Extract every line of the material below and reproduce it faithfully.

INFORMATION PROVIDED:
____

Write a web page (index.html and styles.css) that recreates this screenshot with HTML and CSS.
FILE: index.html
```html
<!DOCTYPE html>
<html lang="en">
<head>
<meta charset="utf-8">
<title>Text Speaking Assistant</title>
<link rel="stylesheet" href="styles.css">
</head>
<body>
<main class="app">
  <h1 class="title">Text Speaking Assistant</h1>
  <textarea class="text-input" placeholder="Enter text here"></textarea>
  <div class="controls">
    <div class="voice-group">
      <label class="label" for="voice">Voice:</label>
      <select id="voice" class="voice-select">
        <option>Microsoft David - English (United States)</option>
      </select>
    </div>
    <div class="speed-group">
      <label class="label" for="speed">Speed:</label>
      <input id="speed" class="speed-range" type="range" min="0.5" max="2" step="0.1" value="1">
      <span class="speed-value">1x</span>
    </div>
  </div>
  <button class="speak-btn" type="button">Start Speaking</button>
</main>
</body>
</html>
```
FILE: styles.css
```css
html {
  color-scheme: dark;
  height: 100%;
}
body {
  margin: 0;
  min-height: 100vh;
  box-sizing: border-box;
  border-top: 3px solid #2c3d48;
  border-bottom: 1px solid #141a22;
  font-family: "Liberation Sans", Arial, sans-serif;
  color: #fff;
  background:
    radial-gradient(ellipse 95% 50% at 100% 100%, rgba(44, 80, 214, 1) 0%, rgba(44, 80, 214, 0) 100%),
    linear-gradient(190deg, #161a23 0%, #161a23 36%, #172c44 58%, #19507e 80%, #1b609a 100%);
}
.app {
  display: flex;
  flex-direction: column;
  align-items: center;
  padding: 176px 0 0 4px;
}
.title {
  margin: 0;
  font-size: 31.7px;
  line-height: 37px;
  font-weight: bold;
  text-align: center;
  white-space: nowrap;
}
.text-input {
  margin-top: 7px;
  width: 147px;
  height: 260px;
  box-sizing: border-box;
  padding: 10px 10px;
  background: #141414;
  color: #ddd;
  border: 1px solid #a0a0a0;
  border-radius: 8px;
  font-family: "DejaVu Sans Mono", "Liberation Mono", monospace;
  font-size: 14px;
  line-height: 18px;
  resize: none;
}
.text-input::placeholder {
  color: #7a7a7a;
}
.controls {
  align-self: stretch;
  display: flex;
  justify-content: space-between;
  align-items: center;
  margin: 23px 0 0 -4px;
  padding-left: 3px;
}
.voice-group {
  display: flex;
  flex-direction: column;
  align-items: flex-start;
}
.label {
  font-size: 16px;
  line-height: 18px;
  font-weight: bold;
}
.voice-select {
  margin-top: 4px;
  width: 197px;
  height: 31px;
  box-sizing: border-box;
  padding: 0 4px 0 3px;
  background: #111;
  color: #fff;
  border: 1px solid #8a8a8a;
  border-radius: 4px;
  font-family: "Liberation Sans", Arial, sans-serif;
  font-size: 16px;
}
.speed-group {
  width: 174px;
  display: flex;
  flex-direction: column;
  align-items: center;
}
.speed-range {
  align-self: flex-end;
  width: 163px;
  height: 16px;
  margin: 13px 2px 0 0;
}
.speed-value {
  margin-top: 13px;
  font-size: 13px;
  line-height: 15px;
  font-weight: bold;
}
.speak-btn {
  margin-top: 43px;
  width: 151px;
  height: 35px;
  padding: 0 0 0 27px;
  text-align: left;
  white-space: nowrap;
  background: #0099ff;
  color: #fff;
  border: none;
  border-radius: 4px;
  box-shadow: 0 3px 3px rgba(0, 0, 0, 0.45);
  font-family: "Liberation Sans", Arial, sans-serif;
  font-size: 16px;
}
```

____

OUTPUT FOR THIS TASK:
Write a web page (index.html and styles.css) that recreates this screenshot with HTML and CSS.
FILE: index.html
```html
<!DOCTYPE html>
<html lang="en">
<head>
<meta charset="utf-8">
<title>Text Speaking Assistant</title>
<link rel="stylesheet" href="styles.css">
</head>
<body>
<main class="app">
  <h1 class="title">Text Speaking Assistant</h1>
  <textarea class="text-input" placeholder="Enter text here"></textarea>
  <div class="controls">
    <div class="voice-group">
      <label class="label" for="voice">Voice:</label>
      <select id="voice" class="voice-select">
        <option>Microsoft David - English (United States)</option>
      </select>
    </div>
    <div class="speed-group">
      <label class="label" for="speed">Speed:</label>
      <input id="speed" class="speed-range" type="range" min="0.5" max="2" step="0.1" value="1">
      <span class="speed-value">1x</span>
    </div>
  </div>
  <button class="speak-btn" type="button">Start Speaking</button>
</main>
</body>
</html>
```
FILE: styles.css
```css
html {
  color-scheme: dark;
  height: 100%;
}
body {
  margin: 0;
  min-height: 100vh;
  box-sizing: border-box;
  border-top: 3px solid #2c3d48;
  border-bottom: 1px solid #141a22;
  font-family: "Liberation Sans", Arial, sans-serif;
  color: #fff;
  background:
    radial-gradient(ellipse 95% 50% at 100% 100%, rgba(44, 80, 214, 1) 0%, rgba(44, 80, 214, 0) 100%),
    linear-gradient(190deg, #161a23 0%, #161a23 36%, #172c44 58%, #19507e 80%, #1b609a 100%);
}
.app {
  display: flex;
  flex-direction: column;
  align-items: center;
  padding: 176px 0 0 4px;
}
.title {
  margin: 0;
  font-size: 31.7px;
  line-height: 37px;
  font-weight: bold;
  text-align: center;
  white-space: nowrap;
}
.text-input {
  margin-top: 7px;
  width: 147px;
  height: 260px;
  box-sizing: border-box;
  padding: 10px 10px;
  background: #141414;
  color: #ddd;
  border: 1px solid #a0a0a0;
  border-radius: 8px;
  font-family: "DejaVu Sans Mono", "Liberation Mono", monospace;
  font-size: 14px;
  line-height: 18px;
  resize: none;
}
.text-input::placeholder {
  color: #7a7a7a;
}
.controls {
  align-self: stretch;
  display: flex;
  justify-content: space-between;
  align-items: center;
  margin: 23px 0 0 -4px;
  padding-left: 3px;
}
.voice-group {
  display: flex;
  flex-direction: column;
  align-items: flex-start;
}
.label {
  font-size: 16px;
  line-height: 18px;
  font-weight: bold;
}
.voice-select {
  margin-top: 4px;
  width: 197px;
  height: 31px;
  box-sizing: border-box;
  padding: 0 4px 0 3px;
  background: #111;
  color: #fff;
  border: 1px solid #8a8a8a;
  border-radius: 4px;
  font-family: "Liberation Sans", Arial, sans-serif;
  font-size: 16px;
}
.speed-group {
  width: 174px;
  display: flex;
  flex-direction: column;
  align-items: center;
}
.speed-range {
  align-self: flex-end;
  width: 163px;
  height: 16px;
  margin: 13px 2px 0 0;
}
.speed-value {
  margin-top: 13px;
  font-size: 13px;
  line-height: 15px;
  font-weight: bold;
}
.speak-btn {
  margin-top: 43px;
  width: 151px;
  height: 35px;
  padding: 0 0 0 27px;
  text-align: left;
  white-space: nowrap;
  background: #0099ff;
  color: #fff;
  border: none;
  border-radius: 4px;
  box-shadow: 0 3px 3px rgba(0, 0, 0, 0.45);
  font-family: "Liberation Sans", Arial, sans-serif;
  font-size: 16px;
}
```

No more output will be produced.